* MATERIAL SHOWN:
[Start]
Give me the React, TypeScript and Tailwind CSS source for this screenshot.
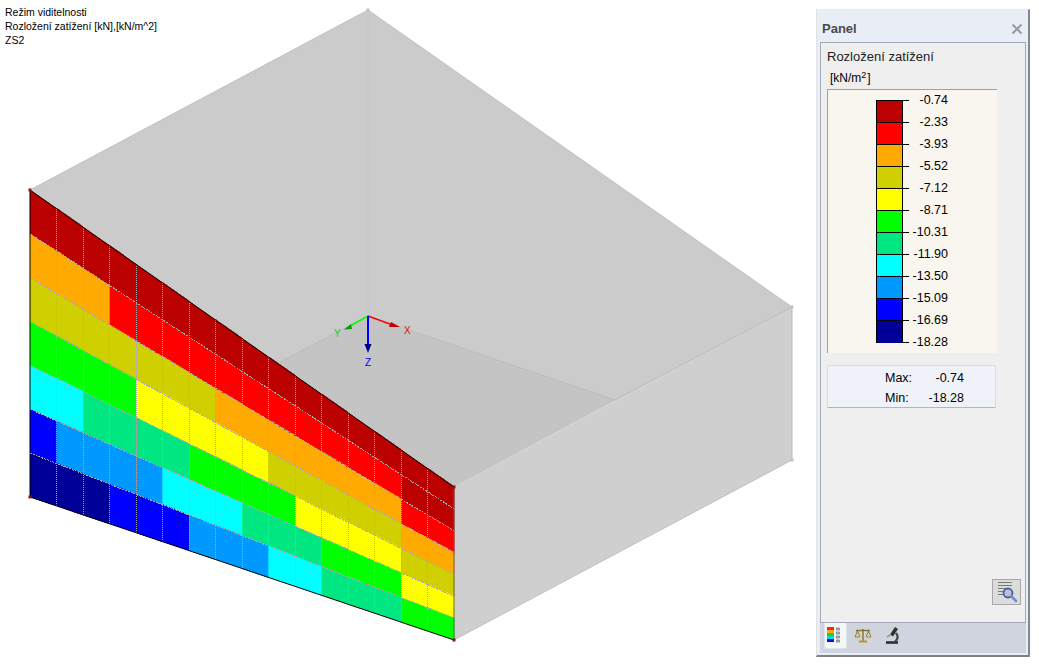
const palette: Record<string, string> = {
  a: '#bb0000',
  r: '#ff0000',
  o: '#ffaa00',
  k: '#d0d000',
  y: '#ffff00',
  g: '#00ff00',
  s: '#00e680',
  c: '#00ffff',
  b: '#0099ff',
  u: '#0000ff',
  n: '#000099',
};

// wall mesh colours, one string per column, top to bottom
const columns = [
  'aokgcun', 'aokgcbn', 'aokgsbn', 'arkgsbu', 'arkysbu', 'arkyscu', 'arkygcb', 'aroygcb',
  'aroygsb', 'arokgsc', 'arokysc', 'arokygs', 'arokygs', 'arokygs', 'aarokyg', 'aarokyg',
];

const legend = [
  { value: '-0.74', color: 'bg-[#bb0000]' },
  { value: '-2.33', color: 'bg-[#ff0000]' },
  { value: '-3.93', color: 'bg-[#ffaa00]' },
  { value: '-5.52', color: 'bg-[#d0d000]' },
  { value: '-7.12', color: 'bg-[#ffff00]' },
  { value: '-8.71', color: 'bg-[#00ff00]' },
  { value: '-10.31', color: 'bg-[#00e680]' },
  { value: '-11.90', color: 'bg-[#00ffff]' },
  { value: '-13.50', color: 'bg-[#0099ff]' },
  { value: '-15.09', color: 'bg-[#0000ff]' },
  { value: '-16.69', color: 'bg-[#000099]' },
  { value: '-18.28', color: '' },
];

const X0 = 30;
const X1 = 454;
const pt = (col: number, row: number) => {
  const x = X0 + ((X1 - X0) * col) / 16;
  const top = 190 + ((487 - 190) * col) / 16;
  const bottom = 497 + ((640 - 497) * col) / 16;
  return [x, top + ((bottom - top) * row) / 7];
};
const poly = (...p: number[][]) => p.map((v) => v.join(',')).join(' ');

function Model() {
  return (
    <svg width="816" height="666" viewBox="0 0 816 666" className="absolute left-0 top-0">
      <polygon points="30,190 368,10 792,307 454,487" fill="#cbcbcb" />
      <polygon points="278,363 368,316 615,400 454,487" fill="#c4c4c4" />
      <polygon points="454,487 792,307 792,460 454,640" fill="#cfcfcf" />
      <g stroke="#bcbcbc" strokeWidth="1" fill="none">
        <line x1="368" y1="10" x2="368" y2="316" strokeDasharray="2 2" />
        <line x1="278" y1="363" x2="368" y2="316" />
        <line x1="368" y1="316" x2="615" y2="400" />
        <line x1="615" y1="400" x2="792" y2="307" />
        <line x1="792" y1="307" x2="792" y2="460" />
        <line x1="30" y1="190" x2="368" y2="10" stroke="#c0c0c0" />
        <line x1="368" y1="10" x2="792" y2="307" stroke="#c0c0c0" />
        <line x1="454" y1="640" x2="792" y2="460" stroke="#c0c0c0" />
      </g>

      <g shapeRendering="crispEdges">
        {columns.map((col, c) =>
          col.split('').map((key, r) => (
            <polygon
              key={`${c}-${r}`}
              points={poly(pt(c, r), pt(c + 1, r), pt(c + 1, r + 1), pt(c, r + 1))}
              fill={palette[key]}
              stroke={palette[key]}
              strokeWidth="0.5"
            />
          )),
        )}
      </g>
      <g stroke="#aca8a8" strokeWidth="1" fill="none" shapeRendering="crispEdges">
        {Array.from({ length: 15 }, (_, i) => i + 1).map((c) => {
          const a = pt(c, 0);
          const b = pt(c, 7);
          const x = Math.floor(a[0]) + 0.5;
          return <line key={c} x1={x} y1={a[1]} x2={x} y2={b[1]} strokeDasharray="1 1" />;
        })}
        {Array.from({ length: 6 }, (_, i) => i + 1).map((r) => {
          const a = pt(0, r);
          const b = pt(16, r);
          return <line key={r} x1={a[0]} y1={a[1]} x2={b[0]} y2={b[1]} strokeDasharray="2 1" />;
        })}
      </g>
      <polyline points="30,497 30,190 454,487" fill="none" stroke="#000" strokeWidth="1" />
      <line x1="30" y1="497" x2="454" y2="640" stroke="#000" strokeWidth="1" />
      <line x1="454" y1="487" x2="454" y2="640" stroke="#6b5a5a" strokeWidth="1" />

      {[[30, 190], [30, 497], [454, 487], [454, 640]].map(([x, y]) => (
        <rect key={`${x}${y}`} x={x - 1.5} y={y - 1.5} width="3" height="3" fill="#8c1414" />
      ))}
      {[[368, 10], [792, 307], [792, 460]].map(([x, y]) => (
        <rect key={`${x}${y}`} x={x - 1.5} y={y - 1.5} width="3" height="3" fill="#c8bcbc" />
      ))}

      {/* axes */}
      <line x1="368" y1="316" x2="394" y2="325.5" stroke="#ff0000" strokeWidth="1.5" />
      <polygon points="391,322 400,327 389,327" fill="#c00000" />
      <line x1="368" y1="316" x2="350" y2="326" stroke="#00ff00" strokeWidth="1.5" />
      <polygon points="346,329.5 344,329.5 351,324 352,329" fill="#00a000" />
      <line x1="368" y1="316" x2="368" y2="345" stroke="#0000ff" strokeWidth="2" />
      <polygon points="364.5,344 371.5,344 368,353" fill="#000090" />
      <text x="404" y="334" fontSize="10" fill="#d01010" fontFamily="'Liberation Sans', sans-serif">X</text>
      <text x="334" y="337" fontSize="10" fill="#10d030" fontFamily="'Liberation Sans', sans-serif">Y</text>
      <text x="365" y="366" fontSize="10" fill="#0000e0" fontFamily="'Liberation Sans', sans-serif">Z</text>
    </svg>
  );
}

function ColorTabIcon() {
  return (
    <svg width="20" height="18" viewBox="0 0 20 18">
      <rect x="1" y="0" width="7" height="3" fill="#ff2020" />
      <rect x="1" y="3" width="7" height="3" fill="#ffaa00" />
      <rect x="1" y="6" width="7" height="3" fill="#20d020" />
      <rect x="1" y="9" width="7" height="3" fill="#00d8f0" />
      <rect x="1" y="12" width="7" height="3" fill="#1010e0" />
      <g fill="#b8bcc0" stroke="#70757a" strokeWidth="0.7">
        <rect x="10.5" y="1" width="3" height="2" />
        <rect x="10.5" y="5" width="3" height="2" />
        <rect x="10.5" y="9" width="3" height="2" />
        <rect x="10.5" y="13" width="3" height="2" />
      </g>
    </svg>
  );
}

function ScalesIcon() {
  return (
    <svg width="18" height="16" viewBox="0 0 18 16">
      <path d="M2 2.5h14M9 1v12" stroke="#8a7420" strokeWidth="1.4" fill="none" />
      <path d="M5 13.5h8" stroke="#b8982a" strokeWidth="2" />
      <path d="M3.5 3 1 9h5zM14.5 3 12 9h5z" fill="none" stroke="#6e6030" strokeWidth="0.8" />
      <path d="M1 9.5h5M12 9.5h5" stroke="#e0b830" strokeWidth="1.6" />
    </svg>
  );
}

function MicroscopeIcon() {
  return (
    <svg width="16" height="17" viewBox="0 0 16 17">
      <path d="M1 15.5h12" stroke="#2e2e2e" strokeWidth="2.6" />
      <path d="M11.5 1 6.5 8.5" stroke="#333" strokeWidth="3.6" />
      <path d="M11 6c2.5 3 2 6.5-1 8.5" stroke="#4a4a4a" strokeWidth="2.4" fill="none" />
      <path d="M2 10 6 7.5" stroke="#9a9a9a" strokeWidth="1.6" />
    </svg>
  );
}

function DetailIcon() {
  return (
    <svg width="22" height="22" viewBox="0 0 22 22">
      <path d="M2 1.5h14M2 4.5h14M2 7.5h8M2 10.5h6M2 13.5h6" stroke="#7a7a7a" strokeWidth="1" />
      <circle cx="12" cy="12" r="4.5" fill="#b8c2d4" stroke="#4a5f9c" strokeWidth="1.8" />
      <path d="M15.5 15.5 20 20" stroke="#6f8fc8" strokeWidth="2.6" strokeLinecap="round" />
    </svg>
  );
}

export default function App() {
  return (
    <div className="flex h-[666px] w-[1039px] overflow-hidden bg-white font-['Liberation_Sans',sans-serif] text-black">
      <div className="relative w-[816px] shrink-0">
        <Model />
        <div className="absolute left-[5px] top-[5px] text-[10.5px] leading-[14px]">
          <div>Režim viditelnosti</div>
          <div>Rozložení zatížení [kN],[kN/m^2]</div>
          <div>ZS2</div>
        </div>
      </div>

      {/* side panel */}
      <aside className="mt-[9px] flex h-[648px] w-[214px] flex-col border-b-2 border-l border-r-2 border-t border-b-[#808080] border-l-[#e2e2e2] border-r-[#808890] border-t-[#e8e8e8] bg-[#e9edf5]">
        <div className="flex h-[32px] shrink-0 items-center justify-between pl-[5px] pr-[4px] pt-[5px]">
          <span className="text-[13px] font-bold text-[#4a4a4a]">Panel</span>
          <svg width="12" height="12" viewBox="0 0 12 12" className="mr-[1px]">
            <path d="M1.5 1.5 10.5 10.5M10.5 1.5 1.5 10.5" stroke="#9a9a9a" strokeWidth="2" />
          </svg>
        </div>

        <div className="ml-[3px] mr-[2px] flex flex-1 flex-col border border-[#a3a9b5] bg-[#efefef] pl-[6px]">
          <div className="mt-[6px] text-[13px] leading-[16px] text-[#222]">Rozložení zatížení</div>
          <div className="ml-[3px] mt-[5px] flex text-[12px] leading-[16px]">
            <span>[kN/m</span>
            <sup className="mt-[5px] text-[9px] leading-none">2</sup>
            <span className="ml-[1px]">]</span>
          </div>

          <div className="mt-[3px] flex h-[264px] w-[170px] border-l border-t border-[#a0a0a0] bg-[#f9f6f0] pl-[48px]">
            <div className="mt-[10px] h-[243px] w-[27px] border border-black">
              {legend.slice(0, 11).map((row, i) => (
                <div key={row.value} className={`h-[22px] border-black ${i < 10 ? 'border-b' : ''} ${row.color}`} />
              ))}
            </div>
            <div className="-mt-px flex flex-col">
              {legend.map((row) => (
                <div key={row.value} className="flex h-[22px] items-center">
                  <div className="h-px w-[6px] bg-black" />
                  <div className="w-[39px] text-right text-[12.5px] leading-none">{row.value}</div>
                </div>
              ))}
            </div>
          </div>

          <div className="mt-[12px] h-[43px] w-[169px] border border-[#d4dcf0] border-b-[#aab2e8] bg-[#eff3f9] pt-[2px] text-[12.5px] leading-[20px]">
            <div className="flex">
              <span className="ml-[57px] w-[40px]">Max:</span>
              <span className="w-[39px] text-right">-0.74</span>
            </div>
            <div className="flex">
              <span className="ml-[57px] w-[40px]">Min:</span>
              <span className="w-[39px] text-right">-18.28</span>
            </div>
          </div>

          <div className="mb-[17px] mr-[4px] mt-auto flex h-[26px] w-[29px] items-center justify-center self-end border border-[#a8a8a8] bg-[#dcdcdc]">
            <DetailIcon />
          </div>
        </div>

        <div className="mb-[2px] ml-[3px] mr-[2px] flex h-[30px] shrink-0 items-start bg-[#cfd4de] pl-[4px]">
          <div className="flex h-[26px] w-[23px] items-center justify-center rounded-b-[3px] border-x border-b border-[#dfe4ea] bg-[#f4f6f8] pl-[1px]">
            <ColorTabIcon />
          </div>
          <div className="ml-[7px] mt-[5px]">
            <ScalesIcon />
          </div>
          <div className="ml-[13px] mt-[4px]">
            <MicroscopeIcon />
          </div>
        </div>
      </aside>
    </div>
  );
}
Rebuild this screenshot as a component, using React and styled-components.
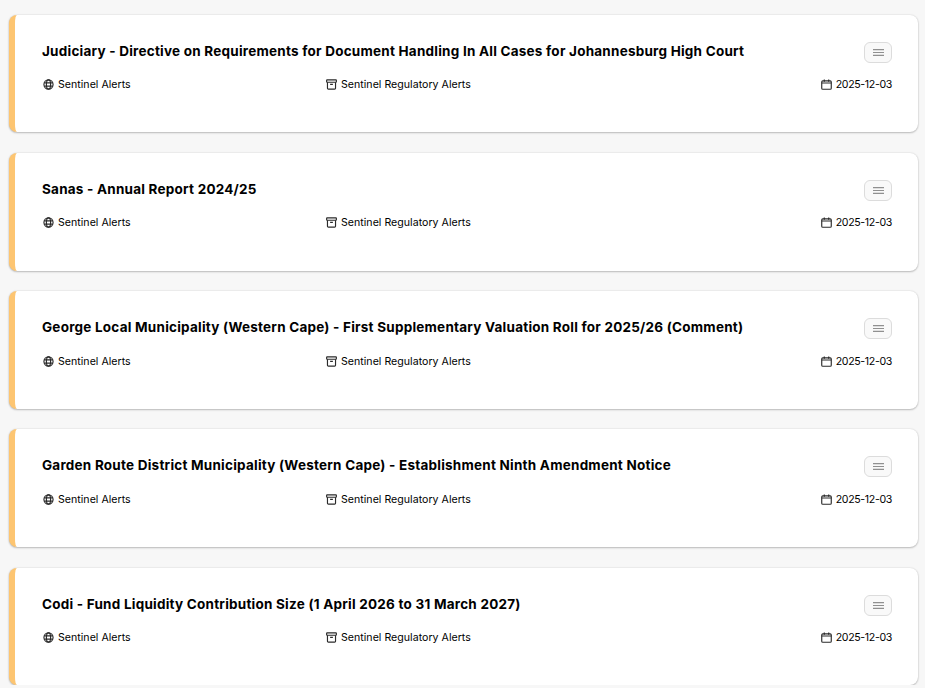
import React from "react";
import styled, { createGlobalStyle } from "styled-components";

const Global = createGlobalStyle`
  html, body { margin: 0; padding: 0; background: #f7f7f7; overflow: hidden; }
  body { font-family: "Inter", "Liberation Sans", sans-serif; color: #000; }
`;
const List = styled.div`
  display: flex;
  flex-direction: column;
  gap: 20.6px;
  padding: 14.8px 7px 0 9px;
`;
const Card = styled.article`
  height: 117.6px;
  box-sizing: border-box;
  background: #fff;
  border-radius: 8px;
  border-left: 6px solid #fdc571;
  box-shadow: 0 0 2px rgba(0, 0, 0, 0.14), 0 1px 2px rgba(0, 0, 0, 0.22);
  padding: 27px 26px 0 27px;
`;
const Head = styled.div`
  display: flex;
  justify-content: space-between;
  align-items: flex-start;
  height: 35.4px;
`;
const Title = styled.h3`
  margin: 0;
  font-size: 13.5px;
  line-height: 18px;
  font-weight: 700;
  letter-spacing: 0.23px;
`;
const MenuButton = styled.button`
  width: 28px;
  height: 21px;
  padding: 0;
  box-sizing: border-box;
  border: 1px solid #dcdcdc;
  border-radius: 6px;
  background: #f9f9f9;
  color: #909090;
  display: flex;
  align-items: center;
  justify-content: center;
`;
const Meta = styled.div`
  display: grid;
  grid-template-columns: 284px 1fr auto;
  font-size: 10.6px;
  line-height: 16px;
  letter-spacing: 0.02px;
`;
const MetaItem = styled.span`
  display: flex;
  align-items: center;
  gap: 4px;
`;
const DateText = styled.span`
  letter-spacing: -0.35px;
`;
const Icon = styled.svg`
  width: 11px;
  height: 11px;
  flex: none;
  margin-bottom: 1px;
  margin-left: ${(p) => p.$inset || 0}px;
  fill: none;
  stroke: #2a2a2a;
  stroke-width: 1.25;
`;

const Globe = () => (
  <Icon viewBox="0 0 12 12" $inset={1}>
    <circle cx="6" cy="6" r="5" />
    <ellipse cx="6" cy="6" rx="2.3" ry="5" />
    <path d="M1.4 4.2h9.2M1.4 7.8h9.2" />
  </Icon>
);
const Archive = () => (
  <Icon viewBox="0 0 12 12">
    <rect x="0.7" y="0.9" width="10.6" height="2.6" rx="0.5" />
    <path d="M1.6 3.5v6.5a1 1 0 0 0 1 1h6.8a1 1 0 0 0 1-1V3.5M4.5 5.8h3" />
  </Icon>
);
const Calendar = () => (
  <Icon viewBox="0 0 12 12">
    <rect x="0.8" y="2" width="10.4" height="9.2" rx="1.2" />
    <path d="M0.8 4.4h10.4M3.6 0.5v2.4M8.4 0.5v2.4" />
  </Icon>
);
const Lines = () => (
  <svg width="11" height="7" viewBox="0 0 11 7" stroke="currentColor" strokeWidth="1.2">
    <path d="M0 0.6h11M0 3.5h11M0 6.4h11" />
  </svg>
);

const titles = [
  "Judiciary - Directive on Requirements for Document Handling In All Cases for Johannesburg High Court",
  "Sanas - Annual Report 2024/25",
  "George Local Municipality (Western Cape) - First Supplementary Valuation Roll for 2025/26 (Comment)",
  "Garden Route District Municipality (Western Cape) - Establishment Ninth Amendment Notice",
  "Codi - Fund Liquidity Contribution Size (1 April 2026 to 31 March 2027)",
];

export default function App() {
  return (
    <>
      <Global />
      <List>
        {titles.map((t) => (
          <Card key={t}>
            <Head>
              <Title>{t}</Title>
              <MenuButton aria-label="Menu"><Lines /></MenuButton>
            </Head>
            <Meta>
              <MetaItem><Globe />Sentinel Alerts</MetaItem>
              <MetaItem><Archive />Sentinel Regulatory Alerts</MetaItem>
              <MetaItem><Calendar /><DateText>2025-12-03</DateText></MetaItem>
            </Meta>
          </Card>
        ))}
      </List>
    </>
  );
}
[End]
* STATED TASK: Every line from the top of the material above through the line with "const poly = (...p: number[][])" should be duplicated exactly, please; leave out the pictures.

* FINISHED ANSWER:
Give me the React, TypeScript and Tailwind CSS source for this screenshot.
const palette: Record<string, string> = {
  a: '#bb0000',
  r: '#ff0000',
  o: '#ffaa00',
  k: '#d0d000',
  y: '#ffff00',
  g: '#00ff00',
  s: '#00e680',
  c: '#00ffff',
  b: '#0099ff',
  u: '#0000ff',
  n: '#000099',
};

// wall mesh colours, one string per column, top to bottom
const columns = [
  'aokgcun', 'aokgcbn', 'aokgsbn', 'arkgsbu', 'arkysbu', 'arkyscu', 'arkygcb', 'aroygcb',
  'aroygsb', 'arokgsc', 'arokysc', 'arokygs', 'arokygs', 'arokygs', 'aarokyg', 'aarokyg',
];

const legend = [
  { value: '-0.74', color: 'bg-[#bb0000]' },
  { value: '-2.33', color: 'bg-[#ff0000]' },
  { value: '-3.93', color: 'bg-[#ffaa00]' },
  { value: '-5.52', color: 'bg-[#d0d000]' },
  { value: '-7.12', color: 'bg-[#ffff00]' },
  { value: '-8.71', color: 'bg-[#00ff00]' },
  { value: '-10.31', color: 'bg-[#00e680]' },
  { value: '-11.90', color: 'bg-[#00ffff]' },
  { value: '-13.50', color: 'bg-[#0099ff]' },
  { value: '-15.09', color: 'bg-[#0000ff]' },
  { value: '-16.69', color: 'bg-[#000099]' },
  { value: '-18.28', color: '' },
];

const X0 = 30;
const X1 = 454;
const pt = (col: number, row: number) => {
  const x = X0 + ((X1 - X0) * col) / 16;
  const top = 190 + ((487 - 190) * col) / 16;
  const bottom = 497 + ((640 - 497) * col) / 16;
  return [x, top + ((bottom - top) * row) / 7];
};
const poly = (...p: number[][]) => p.map((v) => v.join(',')).join(' ');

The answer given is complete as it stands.